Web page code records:
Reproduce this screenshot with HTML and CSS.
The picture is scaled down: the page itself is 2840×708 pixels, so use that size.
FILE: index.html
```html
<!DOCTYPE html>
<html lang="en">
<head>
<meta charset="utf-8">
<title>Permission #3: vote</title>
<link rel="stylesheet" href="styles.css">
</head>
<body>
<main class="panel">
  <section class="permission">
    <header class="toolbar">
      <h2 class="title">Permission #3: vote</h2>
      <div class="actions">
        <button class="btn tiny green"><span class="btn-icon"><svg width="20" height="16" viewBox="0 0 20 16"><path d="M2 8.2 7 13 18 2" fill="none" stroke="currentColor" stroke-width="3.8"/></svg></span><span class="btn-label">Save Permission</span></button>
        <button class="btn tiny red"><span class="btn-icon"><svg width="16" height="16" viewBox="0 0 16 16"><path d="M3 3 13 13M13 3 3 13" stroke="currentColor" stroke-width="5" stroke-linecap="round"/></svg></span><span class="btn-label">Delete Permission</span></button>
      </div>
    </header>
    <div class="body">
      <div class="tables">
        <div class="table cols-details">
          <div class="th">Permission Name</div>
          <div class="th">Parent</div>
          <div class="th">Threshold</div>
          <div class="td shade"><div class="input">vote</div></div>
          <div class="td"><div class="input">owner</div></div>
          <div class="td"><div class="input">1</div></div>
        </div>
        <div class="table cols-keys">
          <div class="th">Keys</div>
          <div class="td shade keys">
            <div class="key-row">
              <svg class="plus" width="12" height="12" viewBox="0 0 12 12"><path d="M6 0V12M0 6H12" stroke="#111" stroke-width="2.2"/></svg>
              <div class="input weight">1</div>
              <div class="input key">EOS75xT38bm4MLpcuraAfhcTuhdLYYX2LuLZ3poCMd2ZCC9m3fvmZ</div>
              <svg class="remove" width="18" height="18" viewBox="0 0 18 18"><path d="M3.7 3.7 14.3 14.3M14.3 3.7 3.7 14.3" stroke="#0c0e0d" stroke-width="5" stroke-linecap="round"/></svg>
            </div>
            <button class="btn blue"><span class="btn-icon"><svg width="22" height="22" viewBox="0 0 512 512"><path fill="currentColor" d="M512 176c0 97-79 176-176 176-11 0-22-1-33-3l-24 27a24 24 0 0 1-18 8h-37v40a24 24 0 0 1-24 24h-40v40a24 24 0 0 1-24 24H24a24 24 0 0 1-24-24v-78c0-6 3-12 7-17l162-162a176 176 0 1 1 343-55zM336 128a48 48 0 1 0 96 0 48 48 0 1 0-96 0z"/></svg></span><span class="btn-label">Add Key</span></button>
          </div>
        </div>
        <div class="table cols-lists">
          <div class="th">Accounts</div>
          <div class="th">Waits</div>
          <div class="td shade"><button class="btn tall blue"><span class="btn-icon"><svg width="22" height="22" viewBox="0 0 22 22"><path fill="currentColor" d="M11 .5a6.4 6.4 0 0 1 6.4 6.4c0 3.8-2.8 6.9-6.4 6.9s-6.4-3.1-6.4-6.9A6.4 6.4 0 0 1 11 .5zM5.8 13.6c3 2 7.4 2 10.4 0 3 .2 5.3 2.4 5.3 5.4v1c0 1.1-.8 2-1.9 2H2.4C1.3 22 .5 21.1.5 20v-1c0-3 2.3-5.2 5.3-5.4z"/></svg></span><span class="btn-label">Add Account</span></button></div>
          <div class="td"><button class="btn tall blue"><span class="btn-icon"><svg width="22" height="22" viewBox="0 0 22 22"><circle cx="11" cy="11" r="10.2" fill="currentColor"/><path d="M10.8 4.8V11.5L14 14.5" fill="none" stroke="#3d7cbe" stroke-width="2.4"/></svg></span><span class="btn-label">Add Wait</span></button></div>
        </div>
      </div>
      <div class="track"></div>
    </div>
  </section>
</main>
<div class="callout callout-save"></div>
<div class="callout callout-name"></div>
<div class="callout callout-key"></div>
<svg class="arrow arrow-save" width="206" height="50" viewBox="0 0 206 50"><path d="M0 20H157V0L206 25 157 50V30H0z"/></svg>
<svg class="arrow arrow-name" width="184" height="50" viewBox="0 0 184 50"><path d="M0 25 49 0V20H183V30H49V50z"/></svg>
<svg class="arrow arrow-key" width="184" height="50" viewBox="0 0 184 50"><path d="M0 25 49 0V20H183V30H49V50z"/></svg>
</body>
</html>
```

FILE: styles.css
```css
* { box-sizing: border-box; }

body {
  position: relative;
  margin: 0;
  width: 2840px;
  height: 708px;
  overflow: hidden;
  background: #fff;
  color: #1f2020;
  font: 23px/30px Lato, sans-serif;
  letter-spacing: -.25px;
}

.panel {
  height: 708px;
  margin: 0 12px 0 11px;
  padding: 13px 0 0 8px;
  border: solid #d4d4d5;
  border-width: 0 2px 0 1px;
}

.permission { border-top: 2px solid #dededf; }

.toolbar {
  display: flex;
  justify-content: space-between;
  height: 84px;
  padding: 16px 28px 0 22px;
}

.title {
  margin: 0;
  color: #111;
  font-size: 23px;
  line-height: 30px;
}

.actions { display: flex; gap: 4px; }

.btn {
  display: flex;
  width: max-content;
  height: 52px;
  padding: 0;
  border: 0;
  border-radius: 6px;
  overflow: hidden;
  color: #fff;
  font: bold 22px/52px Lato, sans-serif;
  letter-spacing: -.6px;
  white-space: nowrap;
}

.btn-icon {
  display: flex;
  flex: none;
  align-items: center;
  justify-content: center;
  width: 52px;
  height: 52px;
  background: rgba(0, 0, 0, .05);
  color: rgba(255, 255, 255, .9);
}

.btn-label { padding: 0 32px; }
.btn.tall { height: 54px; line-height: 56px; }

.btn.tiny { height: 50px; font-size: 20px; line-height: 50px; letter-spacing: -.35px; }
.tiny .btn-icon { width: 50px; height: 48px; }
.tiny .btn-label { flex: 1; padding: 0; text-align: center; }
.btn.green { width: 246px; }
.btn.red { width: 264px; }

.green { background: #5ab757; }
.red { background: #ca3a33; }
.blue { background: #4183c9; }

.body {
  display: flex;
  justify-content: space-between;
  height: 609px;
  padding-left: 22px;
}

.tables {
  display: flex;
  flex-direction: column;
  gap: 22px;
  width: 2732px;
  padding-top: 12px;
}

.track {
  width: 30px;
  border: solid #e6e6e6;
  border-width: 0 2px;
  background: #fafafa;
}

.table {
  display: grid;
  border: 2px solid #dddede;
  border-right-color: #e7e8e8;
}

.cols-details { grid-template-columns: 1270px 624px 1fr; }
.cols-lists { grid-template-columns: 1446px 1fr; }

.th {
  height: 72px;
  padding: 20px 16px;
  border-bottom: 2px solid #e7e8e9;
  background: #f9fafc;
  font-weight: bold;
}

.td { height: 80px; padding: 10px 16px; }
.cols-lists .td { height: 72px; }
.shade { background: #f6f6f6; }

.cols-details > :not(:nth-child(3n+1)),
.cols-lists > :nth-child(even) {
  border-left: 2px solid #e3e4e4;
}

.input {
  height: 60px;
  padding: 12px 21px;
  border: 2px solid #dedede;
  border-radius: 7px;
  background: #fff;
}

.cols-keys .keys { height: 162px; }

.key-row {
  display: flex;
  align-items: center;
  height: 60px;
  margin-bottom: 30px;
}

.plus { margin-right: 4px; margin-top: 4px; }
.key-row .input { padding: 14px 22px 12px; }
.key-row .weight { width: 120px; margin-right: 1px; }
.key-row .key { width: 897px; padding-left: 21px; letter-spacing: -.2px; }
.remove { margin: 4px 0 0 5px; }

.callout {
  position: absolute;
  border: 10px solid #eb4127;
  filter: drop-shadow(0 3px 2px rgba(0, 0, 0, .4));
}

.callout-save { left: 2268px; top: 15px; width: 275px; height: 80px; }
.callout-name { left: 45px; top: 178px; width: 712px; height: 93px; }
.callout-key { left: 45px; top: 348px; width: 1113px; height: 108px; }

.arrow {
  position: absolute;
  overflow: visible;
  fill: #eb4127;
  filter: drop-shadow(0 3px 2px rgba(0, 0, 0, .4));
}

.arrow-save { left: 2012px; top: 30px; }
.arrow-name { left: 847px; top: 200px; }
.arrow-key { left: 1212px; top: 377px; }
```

==

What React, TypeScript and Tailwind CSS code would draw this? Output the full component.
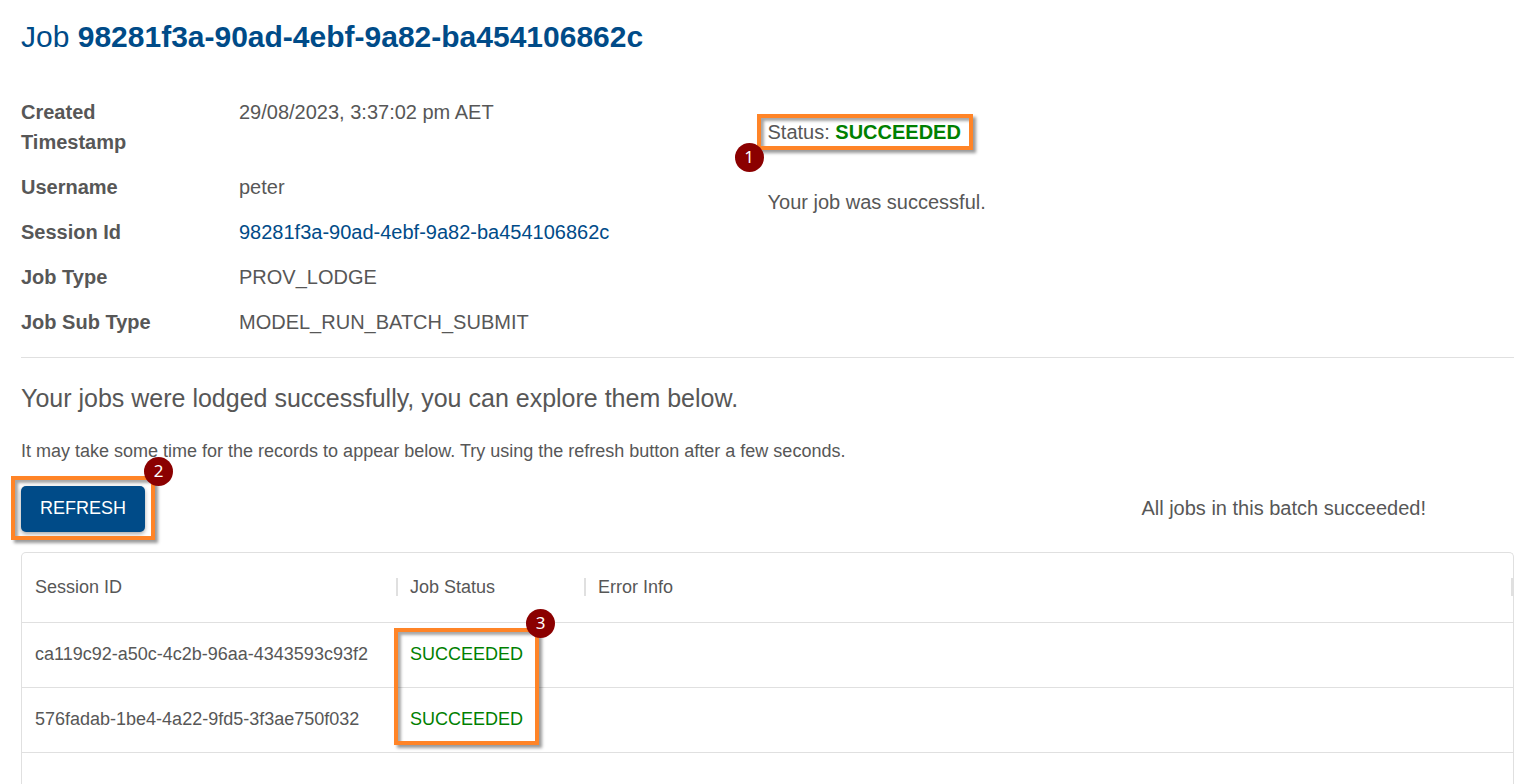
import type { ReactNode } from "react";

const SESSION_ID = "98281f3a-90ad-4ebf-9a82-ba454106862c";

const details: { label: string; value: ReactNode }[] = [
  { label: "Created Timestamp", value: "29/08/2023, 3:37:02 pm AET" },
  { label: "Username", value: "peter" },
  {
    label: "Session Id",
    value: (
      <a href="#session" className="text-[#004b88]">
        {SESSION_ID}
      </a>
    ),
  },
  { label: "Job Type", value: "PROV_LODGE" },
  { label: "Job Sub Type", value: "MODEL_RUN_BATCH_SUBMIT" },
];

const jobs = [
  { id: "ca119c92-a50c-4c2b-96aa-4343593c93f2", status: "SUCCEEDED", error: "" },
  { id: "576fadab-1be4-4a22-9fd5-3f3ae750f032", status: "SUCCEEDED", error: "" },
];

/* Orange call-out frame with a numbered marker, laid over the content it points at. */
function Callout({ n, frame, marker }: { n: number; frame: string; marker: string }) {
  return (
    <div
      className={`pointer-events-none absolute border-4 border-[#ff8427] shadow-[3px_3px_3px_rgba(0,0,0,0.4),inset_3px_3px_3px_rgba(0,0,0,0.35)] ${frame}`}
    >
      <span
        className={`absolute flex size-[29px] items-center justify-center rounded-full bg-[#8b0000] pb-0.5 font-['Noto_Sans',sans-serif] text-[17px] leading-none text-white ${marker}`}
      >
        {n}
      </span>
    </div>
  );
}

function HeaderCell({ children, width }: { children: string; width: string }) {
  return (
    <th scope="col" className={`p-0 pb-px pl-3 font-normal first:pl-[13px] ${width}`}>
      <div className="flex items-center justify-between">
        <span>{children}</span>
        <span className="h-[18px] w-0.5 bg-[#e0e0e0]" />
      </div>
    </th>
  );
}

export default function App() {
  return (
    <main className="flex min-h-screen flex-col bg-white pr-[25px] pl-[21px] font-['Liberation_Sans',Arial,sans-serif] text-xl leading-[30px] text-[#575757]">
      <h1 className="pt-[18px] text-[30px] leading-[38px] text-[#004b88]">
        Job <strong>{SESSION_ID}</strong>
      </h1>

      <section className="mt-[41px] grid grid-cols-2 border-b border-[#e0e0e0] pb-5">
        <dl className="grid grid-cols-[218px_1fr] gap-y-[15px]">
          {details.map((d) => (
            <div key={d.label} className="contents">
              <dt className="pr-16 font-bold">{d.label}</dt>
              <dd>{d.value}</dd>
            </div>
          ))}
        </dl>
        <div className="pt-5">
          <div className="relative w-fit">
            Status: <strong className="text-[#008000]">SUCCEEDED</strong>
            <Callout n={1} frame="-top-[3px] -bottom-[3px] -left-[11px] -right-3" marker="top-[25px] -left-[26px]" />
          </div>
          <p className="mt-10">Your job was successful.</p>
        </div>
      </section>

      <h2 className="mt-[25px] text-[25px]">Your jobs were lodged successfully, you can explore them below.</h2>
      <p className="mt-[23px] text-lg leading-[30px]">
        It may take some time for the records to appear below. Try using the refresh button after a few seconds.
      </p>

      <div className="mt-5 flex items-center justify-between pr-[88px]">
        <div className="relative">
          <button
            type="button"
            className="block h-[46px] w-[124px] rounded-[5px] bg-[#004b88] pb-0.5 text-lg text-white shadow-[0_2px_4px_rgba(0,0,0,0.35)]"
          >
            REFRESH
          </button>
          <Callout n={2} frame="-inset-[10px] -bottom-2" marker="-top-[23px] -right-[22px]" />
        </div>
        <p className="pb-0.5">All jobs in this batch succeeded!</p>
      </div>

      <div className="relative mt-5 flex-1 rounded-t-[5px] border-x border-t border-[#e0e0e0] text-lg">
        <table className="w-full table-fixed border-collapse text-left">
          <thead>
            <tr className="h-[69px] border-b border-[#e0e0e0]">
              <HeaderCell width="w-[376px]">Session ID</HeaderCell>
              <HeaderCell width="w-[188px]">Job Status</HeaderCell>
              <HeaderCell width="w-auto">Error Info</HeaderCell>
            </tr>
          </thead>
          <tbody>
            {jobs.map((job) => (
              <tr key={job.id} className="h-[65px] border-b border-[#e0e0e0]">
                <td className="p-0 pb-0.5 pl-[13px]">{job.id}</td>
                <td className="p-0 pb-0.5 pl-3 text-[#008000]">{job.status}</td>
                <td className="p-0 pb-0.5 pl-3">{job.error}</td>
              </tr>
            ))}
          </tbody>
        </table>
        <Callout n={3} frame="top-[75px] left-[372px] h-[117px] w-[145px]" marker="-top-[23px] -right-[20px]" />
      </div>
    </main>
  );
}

- _GOAL OF THE EXERCISE_:
Pull out all lines from the entries above that include the word "with".

- _COMPLETE RESPONSE_:
Reproduce this screenshot with HTML and CSS.
/* Orange call-out frame with a numbered marker, laid over the content it points at. */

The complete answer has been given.